Dedication gallery - John Miller Gallery, Newcastle 2008

The work in this exhibition has developed from images collected in Palermo and Naples in April and May 2008 and Greece in 2007.

The journals contain drawings from various sites, archaeological museums, churches and musings in hotel rooms.

The paintings reflect on various forms of dedication - religious, artistic, sporting, intellectual and cultural. This dedication to art, religious devotion, sport, gangs and cultural history is manifest in graffitti, art, museology and ritual forms.

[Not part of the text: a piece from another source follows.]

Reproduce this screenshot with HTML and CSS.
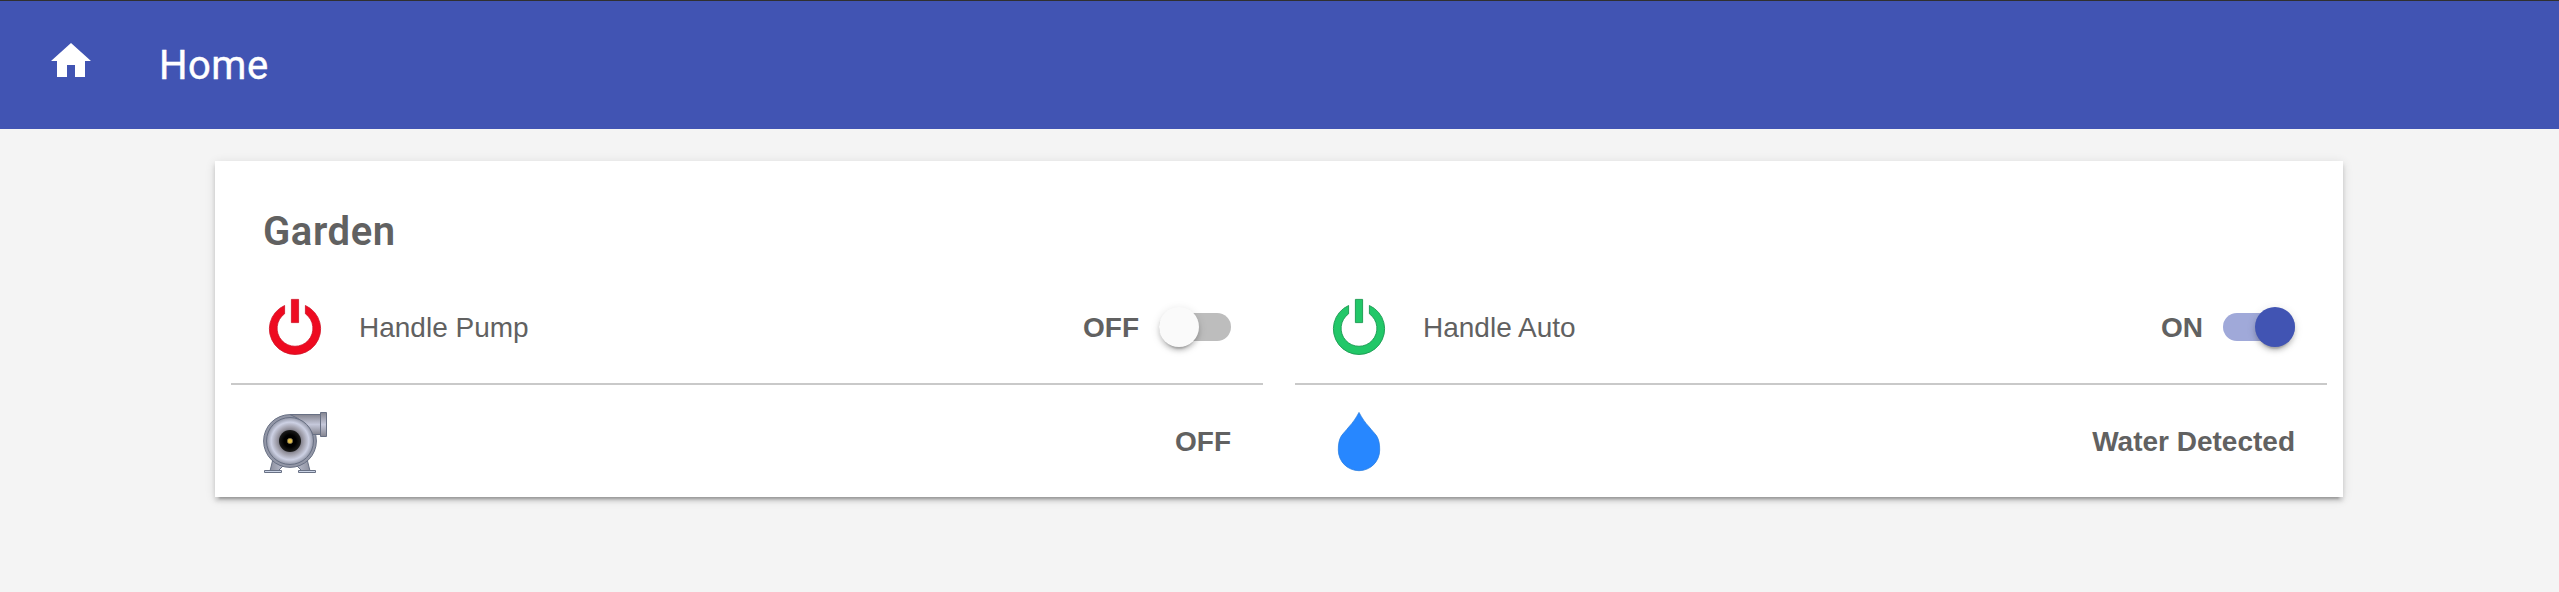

Panchina - Panchina means bench, in this case for the bench players in the soccer team. The painting represents some grafitt i on a marble bench outside Palermo cathedral. It is the team plan for Inter Milan (the top serie “a” team) and was drawn in texta on the bench which runs around the courtyard outside the cathedral.

Wall -Based on a wall in Palermo begind San Domenico in the Vucciria district Altar - A fragment of an altar piece in white and coloured marble, under renovation.

Chromebooth - Chroma means colour in Greek and ‘chrome yellow” is the lead yellow used in this painting. The image is from the phone booths in Athens that are bright yellow, blue, and covered in bright coloured pen grafitti.

Knightvision - The puppet show in Palermo feature mostly crusader knights in battle. The workshops that make them are stacked with heads, arms, torsos, all dismembered in battle.

Padre Pio - Padre Pio is the favoured recent saint of southern Italy. He is everywhere from shops to tattoos. This image is based on a shop window selling various votive plaques and statues.

Dedication - Based on a dedicatory inscription from Delphi in Greece where the Delphic oracle resided.

Foundation- A smaller image of a wall in Palermo.

Head of Clay- Based on Greek votive heads in Palermo archaeological museum. Head of God- Based on a sculpture in Naples archaeological museum..

Votif Heads - All the above paintings are based on votive heads in Naples archaeological musuem.

Palazzo 1,2,3 - The clocks in the above paintings were in the Palazzo Reale in Naples.